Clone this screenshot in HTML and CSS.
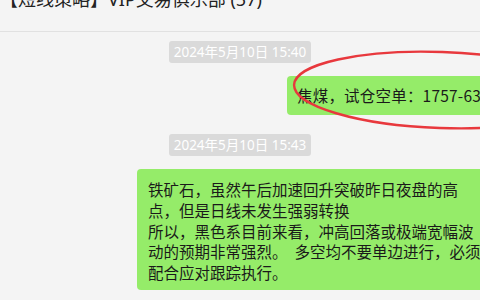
FILE: index.html
```html
<!DOCTYPE html>
<html lang="zh-CN">
<head>
    <meta charset="UTF-8">
    <meta name="viewport" content="width=device-width, initial-scale=1.0">
    <title>【短线策略】VIP交易俱乐部</title>
    <link rel="stylesheet" href="styles.css">
</head>
<body>
    <div class="chat">
        <div class="chat-header">
            <div class="chat-title">【短线策略】VIP交易俱乐部 (57)</div>
        </div>

        <div class="chat-body">
            <div class="time-row"><span class="time">2024年5月10日 15:40</span></div>

            <div class="msg msg-first">
                <div class="bubble">焦煤，试仓空单：1757-63</div>
                <!-- 红色圈注 -->
                <svg class="mark" width="320" height="90" viewBox="0 0 320 90">
                    <ellipse cx="150" cy="44" rx="147" ry="38" fill="none" stroke="#e8383d" stroke-width="2.4" transform="rotate(2 150 44)"/>
                </svg>
            </div>

            <div class="time-row"><span class="time">2024年5月10日 15:43</span></div>

            <div class="msg msg-second">
                <div class="bubble">铁矿石，虽然午后加速回升突破昨日夜盘的高<br>点，但是日线未发生强弱转换<br>所以，黑色系目前来看，冲高回落或极端宽幅波<br>动的预期非常强烈。&nbsp; 多空均不要单边进行，必须<br>配合应对跟踪执行。</div>
            </div>
        </div>
    </div>
</body>
</html>
```

FILE: styles.css
```css
* {
    margin: 0;
    padding: 0;
    box-sizing: border-box;
}

html, body {
    width: 480px;
    height: 300px;
    overflow: hidden;
}

body {
    font-family: 'Noto Sans', 'Noto Sans CJK SC', sans-serif;
    background-color: #f4f4f4;
    color: #1a1a1a;
}

.chat {
    width: 480px;
    height: 300px;
    overflow: hidden;
}

.chat-header {
    height: 32px;
    border-bottom: 1px solid #e1e1e1;
    overflow: hidden;
}

.chat-title {
    margin-top: -10px;
    font-size: 18px;
    line-height: 18px;
    white-space: nowrap;
    color: #222;
}

.chat-body {
    display: flex;
    flex-direction: column;
}

.time-row {
    display: flex;
    justify-content: center;
}

.time {
    background-color: #dadada;
    color: #fff;
    font-size: 13.5px;
    line-height: 22px;
    height: 22px;
    padding: 0 5px;
    border-radius: 3px;
    white-space: nowrap;
}

.chat-body .time-row:first-child {
    margin-top: 9px;
}

.msg {
    position: relative;
    display: flex;
    white-space: nowrap;
}

.bubble {
    background-color: #95ec69;
    border-radius: 4px;
    font-family: 'Noto Sans CJK SC', sans-serif;
    font-size: 15.5px;
    line-height: 20.75px;
    padding: 9px 12px 9px 10px;
}

.msg-first {
    margin-top: 13px;
    margin-bottom: 19px;
    padding-left: 287px;
}

.msg-first .bubble {
    height: 39px;
    padding-right: 30px;
    letter-spacing: 0.2px;
}

.msg-second {
    margin-top: 13px;
    padding-left: 137px;
}

.msg-second .bubble {
    padding: 10px 12px 7px 11px;
}

.mark {
    position: absolute;
    left: 291px;
    top: -30px;
}
```
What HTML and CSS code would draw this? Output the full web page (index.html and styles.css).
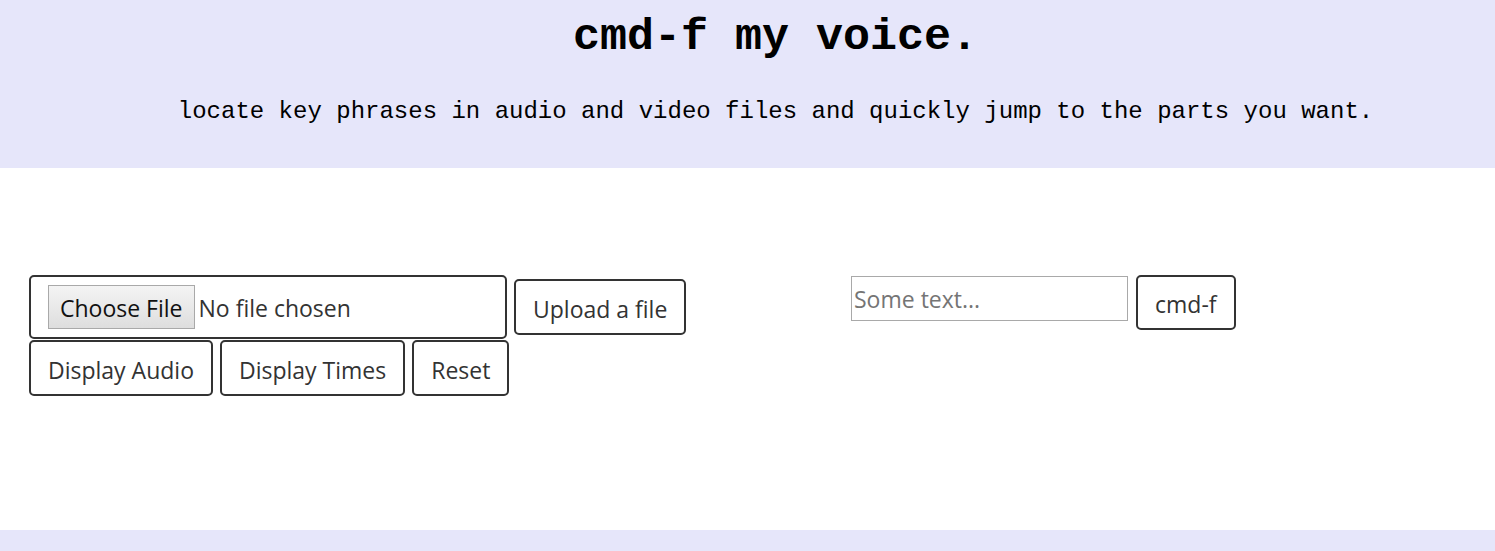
FILE: index.html
```html
<!DOCTYPE html>
<html lang="en">
<head>
<meta charset="utf-8">
<title>cmd-f my voice.</title>
<link rel="stylesheet" href="styles.css">
</head>
<body>
<header class="hero">
  <h1 class="title">cmd-f my voice.</h1>
  <p class="subtitle">locate key phrases in audio and video files and quickly jump to the parts you want.</p>
</header>
<main class="main">
  <section class="col-left">
    <div class="row">
      <input class="file-box" type="file">
      <button class="btn">Upload a file</button>
    </div>
    <div class="row row-tight">
      <button class="btn">Display Audio</button>
      <button class="btn">Display Times</button>
      <button class="btn">Reset</button>
    </div>
  </section>
  <section class="col-right">
    <input class="text-input" type="text" placeholder="Some text...">
    <button class="btn">cmd-f</button>
  </section>
</main>
<footer class="footer"></footer>
</body>
</html>
```
FILE: styles.css
```css
html, body {
  margin: 0;
  padding: 0;
  background: #ffffff;
}
body {
  font-family: "Open Sans", "Noto Sans", sans-serif;
  color: #333;
}
.hero {
  background: #e6e6fa;
  height: 168px;
  box-sizing: border-box;
  padding: 13px 0 0 56px;
  text-align: center;
}
.title {
  margin: 0;
  font-family: "Liberation Mono", "Courier New", monospace;
  font-weight: bold;
  font-size: 45px;
  line-height: 50px;
  color: #000;
}
.subtitle {
  margin: 35px 0 0;
  font-family: "Liberation Mono", "Courier New", monospace;
  font-size: 24px;
  line-height: 27px;
  color: #000;
}
.main {
  height: 362px;
  box-sizing: border-box;
  padding: 107px 0 0 29px;
  display: flex;
  align-items: flex-start;
}
.col-left {
  width: 822px;
  display: flex;
  flex-direction: column;
  gap: 1px;
}
.row {
  display: flex;
  align-items: center;
  gap: 7px;
}
.btn {
  font-family: "Open Sans", "Noto Sans", sans-serif;
  font-size: 23px;
  line-height: 30px;
  color: #333;
  background: #fff;
  border: 2px solid #333;
  border-radius: 5px;
  padding: 13px 17px 9px;
  margin: 0;
  cursor: pointer;
}
.file-box {
  width: 478px;
  height: 64px;
  box-sizing: border-box;
  border: 2px solid #333;
  border-radius: 5px;
  padding: 8px 17px;
  font-family: "Open Sans", "Noto Sans", sans-serif;
  font-size: 23px;
  color: #333;
  background: #fff;
}
.file-box::file-selector-button {
  font-family: "Open Sans", "Noto Sans", sans-serif;
  font-size: 23px;
  color: #111;
  height: 44px;
  padding: 2px 11px 0;
  margin-right: 4px;
  border: 1px solid #a9a9a9;
  border-radius: 0;
  background: linear-gradient(#f4f4f4, #dedede);
}
.col-right {
  display: flex;
  align-items: flex-start;
  gap: 8px;
}
.text-input {
  width: 277px;
  height: 45px;
  box-sizing: border-box;
  margin-top: 1px;
  border: 1px solid #a9a9a9;
  padding: 0 2px;
  font-family: "Open Sans", "Noto Sans", sans-serif;
  font-size: 23px;
  color: #333;
}
.text-input::placeholder {
  color: #757575;
}
.col-right .btn {
  padding: 12px 17px 9px;
}
.footer {
  background: #e6e6fa;
  height: 21px;
}
```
· · · · ·
__DIRECTIVE__
The answer should be a single number: the count of lines in the data that include the string "this".

__WRITTEN RESPONSE__
2